A deputada afirma que a PEM quer ir além. O próximo objetivo é ampliar as ações de prevenção e educação, porque o foco da Procuradoria não é apenas nas consequências, mas, sim, na redução no número de casos, por isso a educação é tão importante nesse processo. Marlene relata ainda que a PEM tem acompanhado os casos de feminicídio no estado e pedidos de medidas protetivas. “O que a gente percebe é que os feminicídios aconteceram, na maioria, em localidades onde ainda não foi implantada a procuradoria da mulher na Câmara Municipal”.

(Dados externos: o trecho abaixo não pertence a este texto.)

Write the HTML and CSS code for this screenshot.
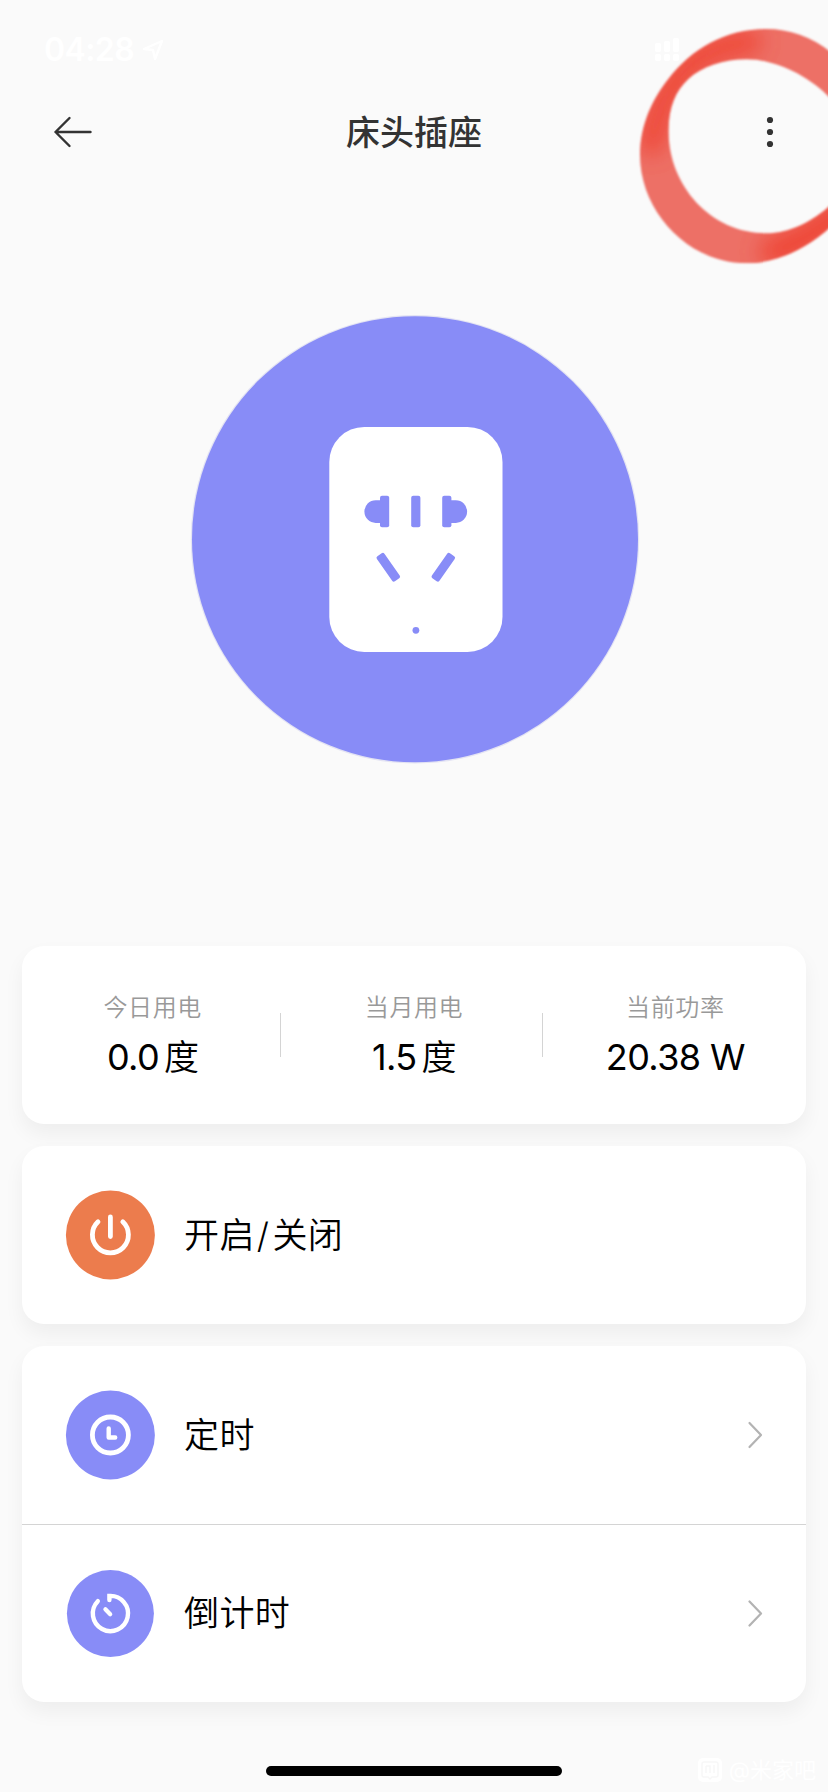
FILE: index.html
```html
<!DOCTYPE html>
<html lang="zh-CN">
<head>
<meta charset="utf-8">
<title>床头插座</title>
<link rel="stylesheet" href="styles.css">
</head>
<body>
<div class="screen">
  <div class="status">
    <span class="time">04:28</span>
    <svg class="locate" width="22" height="22" viewBox="0 0 22 22"><path d="M2 10 L20 2 L13 20 L11 11 Z" fill="none" stroke="#fff" stroke-width="2.4" stroke-linejoin="round"/></svg>
    <svg class="signal" width="26" height="24" viewBox="0 0 26 24" fill="#fff"><rect x="0" y="5" width="6" height="9" rx="2"/><rect x="9" y="3" width="6" height="11" rx="2"/><rect x="18" y="0" width="6" height="14" rx="2"/><rect x="0" y="16" width="6" height="7" rx="2"/><rect x="9" y="16" width="6" height="7" rx="2"/><rect x="18" y="16" width="6" height="7" rx="2"/></svg>
  </div>

  <header class="nav">
    <svg class="back" width="40" height="32" viewBox="0 0 40 32"><path d="M17.5 2 L3.5 16 L17.5 30 M3.5 16 H38.5" fill="none" stroke="#333" stroke-width="2.4" stroke-linecap="round" stroke-linejoin="round"/></svg>
    <h1 class="title">床头插座</h1>
    <svg class="more" width="8" height="32" viewBox="0 0 8 32" fill="#333"><circle cx="4" cy="4" r="3.1"/><circle cx="4" cy="16" r="3.1"/><circle cx="4" cy="28" r="3.1"/></svg>
  </header>

  <div class="hero">
    <svg width="450" height="450" viewBox="0 0 450 450">
      <circle cx="225" cy="225.3" r="224.2" fill="#e3e3f3"/>
      <circle cx="225" cy="225.3" r="223" fill="#888cf7"/>
      <rect x="139.3" y="112.9" width="173.2" height="225" rx="35" fill="#fff"/>
      <g fill="#888cf7">
        <path d="M190.2 186.3h-4.5a11.3 11.3 0 0 0 0 22.6h4.5z"/>
        <rect x="190" y="181.8" width="9.2" height="31.4" rx="2"/>
        <rect x="221.2" y="181.8" width="9.2" height="31.4" rx="2"/>
        <rect x="252.2" y="181.8" width="9.2" height="31.4" rx="2"/>
        <path d="M261 186.3h4.8a11.3 11.3 0 0 1 0 22.6h-4.8z"/>
        <rect x="-4.6" y="-15.3" width="9.2" height="30.6" rx="2" transform="translate(198.3 253.3) rotate(-35)"/>
        <rect x="-4.6" y="-15.3" width="9.2" height="30.6" rx="2" transform="translate(253.3 253.3) rotate(35)"/>
        <circle cx="225.9" cy="316.3" r="3.4"/>
      </g>
    </svg>
  </div>

  <main class="cards">
    <section class="card stats">
      <div class="stat"><span class="label">今日用电</span><span class="value">0.0<span class="unit">度</span></span></div>
      <div class="rule"></div>
      <div class="stat"><span class="label">当月用电</span><span class="value">1.5<span class="unit">度</span></span></div>
      <div class="rule"></div>
      <div class="stat"><span class="label">当前功率</span><span class="value">20.38 W</span></div>
    </section>

    <section class="card">
      <div class="row">
        <svg class="icon" width="90" height="90" viewBox="0 0 90 90"><circle cx="45.4" cy="45" r="44.5" fill="#ec7c4d"/><path d="M33 31.8 A18 18 0 1 0 57.8 31.8 M45.4 27 V46.5" fill="none" stroke="#fff" stroke-width="4.8" stroke-linecap="round"/></svg>
        <span class="name">开启<span class="slash">/</span>关闭</span>
      </div>
    </section>

    <section class="card">
      <div class="row">
        <svg class="icon" width="90" height="90" viewBox="0 0 90 90"><circle cx="45.4" cy="45" r="44.5" fill="#888cf7"/><circle cx="45.4" cy="45" r="18" fill="none" stroke="#fff" stroke-width="4.8"/><path d="M43.7 38.5 V47.5 H50.2" fill="none" stroke="#fff" stroke-width="4.4" stroke-linecap="round" stroke-linejoin="round"/></svg>
        <span class="name">定时</span>
        <svg class="chevron" width="16" height="28" viewBox="0 0 16 28"><path d="M2.5 2 L14 14 L2.5 26" fill="none" stroke="#b3b3b3" stroke-width="2.2" stroke-linecap="round" stroke-linejoin="round"/></svg>
      </div>
      <div class="row split">
        <svg class="icon" width="90" height="90" viewBox="0 0 90 90"><circle cx="45.4" cy="44.6" r="43.5" fill="#888cf7"/><path d="M32.8 32.2 A17.6 17.6 0 1 0 44.4 26.9 V31.1" fill="none" stroke="#fff" stroke-width="4.4" stroke-linecap="round" stroke-linejoin="miter"/><path d="M40.4 40.2 L45.2 45.2" fill="none" stroke="#fff" stroke-width="4.2" stroke-linecap="round"/></svg>
        <span class="name">倒计时</span>
        <svg class="chevron" width="16" height="28" viewBox="0 0 16 28"><path d="M2.5 1.5 L14 13.5 L2.5 25.5" fill="none" stroke="#b3b3b3" stroke-width="2.2" stroke-linecap="round" stroke-linejoin="round"/></svg>
      </div>
    </section>
  </main>

  <footer class="footer">
    <div class="home-bar"></div>
    <div class="credit">
      <svg width="26" height="26" viewBox="0 0 26 26"><rect x="1" y="1" width="24" height="24" rx="5" fill="#fff"/><path d="M7 5h12q2 0 2 2v11q0 2-2 2h-4l-2 2-2-2H7q-2 0-2-2V7q0-2 2-2z M9 9v7 M9 9h4v7 M17 8v8" fill="none" stroke="#f7f7f7" stroke-width="1.4"/></svg>
      <span>@米家吧</span>
    </div>
  </footer>

  <svg class="marker" width="228" height="290" viewBox="0 0 684 870">
    <defs>
      <filter id="soft" x="-10%" y="-10%" width="120%" height="120%"><feGaussianBlur stdDeviation="3"/></filter>
      <filter id="glow" x="-50%" y="-50%" width="200%" height="200%"><feGaussianBlur stdDeviation="34"/></filter>
      <clipPath id="band"><path clip-rule="evenodd" d="M120 465 C120 375 158 296 205 237 C275 147 375 87 500 87 C640 87 790 190 830 400 C850 550 650 790 440 790 C265 790 120 635 120 465 Z M206 400 C204 325 225 275 265 237 C305 200 370 178 440 178 C580 178 760 305 770 460 C770 580 620 700 500 700 C330 700 208 555 206 400 Z"/></clipPath>
    </defs>
    <g filter="url(#soft)">
      <g clip-path="url(#band)">
        <rect width="900" height="870" fill="#ed7066"/>
        <g filter="url(#glow)" fill="none" stroke="#ee4435" stroke-linecap="round">
          <path d="M155 430 C165 345 200 275 245 220 C300 160 360 135 450 125" stroke-width="70"/>
          <path d="M520 755 C590 735 650 695 730 630" stroke-width="84"/>
        </g>
      </g>
    </g>
  </svg>
</div>
</body>
</html>
```
FILE: styles.css
```css
* { box-sizing: border-box; }

body {
  margin: 0;
  background: #fafafa;
  color: #000;
  font-family: Inter, "Noto Sans CJK SC", sans-serif;
}

.screen {
  position: relative;
  display: flex;
  flex-direction: column;
  width: 828px;
  height: 1792px;
  overflow: hidden;
}

.status {
  display: flex;
  align-items: center;
  height: 88px;
  padding: 12px 0 0 44px;
  color: #fff;
}

.time {
  width: 90px;
  font-size: 32px;
  font-weight: 600;
  letter-spacing: -0.6px;
  line-height: 40px;
}

.locate { margin-left: 8px; }
.signal { margin-left: 491px; }

.nav {
  display: flex;
  align-items: center;
  justify-content: space-between;
  height: 88px;
  padding: 0 54px 0 52px;
}

.title {
  margin: 0;
  padding: 2px 0 0 2px;
  color: #333;
  font-size: 34px;
  font-weight: 500;
  line-height: 50px;
}

.back { margin-right: -32px; }

.hero {
  display: flex;
  justify-content: center;
  height: 770px;
  padding: 138px 0 0 1px;
}

.cards {
  display: flex;
  flex-direction: column;
  gap: 22px;
  padding: 0 22px;
}

.card {
  border-radius: 22px;
  background: #fff;
  box-shadow: 0 10px 20px rgba(0, 0, 0, 0.05);
}

.stats {
  display: flex;
  align-items: center;
  height: 178px;
}

.stat {
  display: flex;
  flex: 1 1 0;
  flex-direction: column;
  align-items: center;
  height: 100%;
  padding-top: 43px;
}

.rule {
  width: 1px;
  height: 44px;
  margin: 0 2px 0 -3px;
  background: #d4d4d4;
}

.label {
  color: #999;
  font-size: 24px;
  font-weight: 350;
  letter-spacing: 0.6px;
  line-height: 38px;
}

.value {
  margin-top: 5px;
  font-size: 36px;
  letter-spacing: -0.6px;
  line-height: 50px;
  white-space: nowrap;
}

.unit {
  margin-left: 5px;
  font-size: 35px;
  font-weight: 350;
}

.row {
  display: flex;
  align-items: center;
  height: 178px;
  padding: 0 43px;
}

.split {
  border-top: 1px solid #d4d4d4;
}

.name {
  margin: -1px 0 0 29px;
  font-size: 35px;
  font-weight: 350;
  letter-spacing: 0.4px;
  line-height: 50px;
}

.slash {
  margin: 0 3px 0 2px;
  font-weight: 300;
}

.chevron { margin-left: auto; }

.footer {
  display: flex;
  justify-content: flex-end;
  height: 90px;
  padding-right: 12px;
}

.home-bar {
  width: 296px;
  height: 10px;
  margin: 64px 135px 0 0;
  border-radius: 5px;
  background: #000;
}

.credit {
  display: flex;
  align-items: center;
  gap: 6px;
  height: 30px;
  margin-top: 53px;
  color: #fff;
  font-size: 22px;
  line-height: 30px;
  white-space: nowrap;
}

/* Hand-drawn highlight laid over the menu button */
.marker {
  position: absolute;
  top: 0;
  right: 0;
  pointer-events: none;
}
```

O Observatório de Violência contra Mulher também tem a importante missão de ser uma ferramenta completa, que facilita o acesso das vítimas aos canais de denúncias, que traz toda a legislação relacionada à questão, os acessos às instituições que formam a rede de enfrentamento e de proteção, como os Conselhos Tutelares de todos os municípios, as delegacias especializadas e os centros de referência, entre outras. O site mostra também o “passo a passo” do que a vítima deve fazer após sofrer a agressão. Isso é importante porque, segundo Marlene, as mulheres faziam a denúncia, mas depois não sabiam mais como proceder. “Agora, está tudo ali disponível no site, todas as orientações. É um grande passo no enfrentamento à violência contra as mulheres”, ressalta.